Never make the assumption that you have all the IT skills you need. New technologies are emerging a furious rate and to remain relevant, you need to learn these new skills (or even try and anticipate what is going to be in demand). The latest hot field is going to be the Cloud (and also the Private Cloud). Organizations are going to be clamoring for IT Professionals who have these skills. Whereas demand for XP support staff is rapidly diminishing as support for this desktop OS is almost over. If you want to have a viable career and you do not want to worry about becoming redundant; study what your company is going to deploy or what is going to be in demand. If you don't learn new skills and maintain certifications, than you run the risk of becoming technically redundant.

 

10. Lack of Soft/People Skills

A mistake many IT Professionals make is to assume that their IT skills will see to their advancement and not their Soft or People skills.

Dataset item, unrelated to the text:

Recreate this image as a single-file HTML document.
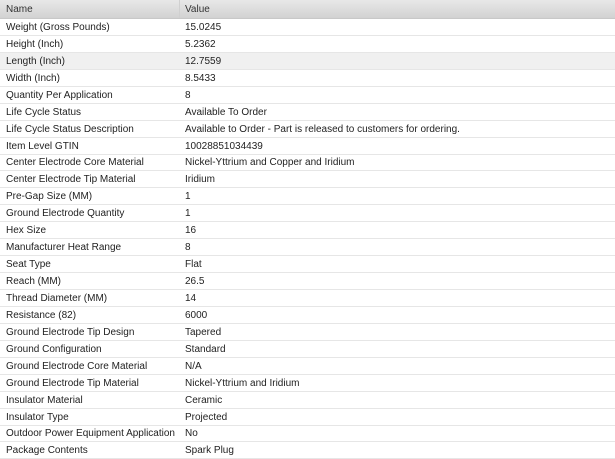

We all know of an IT Pro who is fantastic at their job - one who can write code faster than you make a martini. But there are times when it is the Martini maker who is advanced ahead of the programmer. This is due to soft skills. IT Pros who can talk in non-geek speak and who can interact with end users and customers who will be in demand. If you want to move into the C-level rank, you need to get involved in other areas that will emphasis your people skills in addition to your techie skills.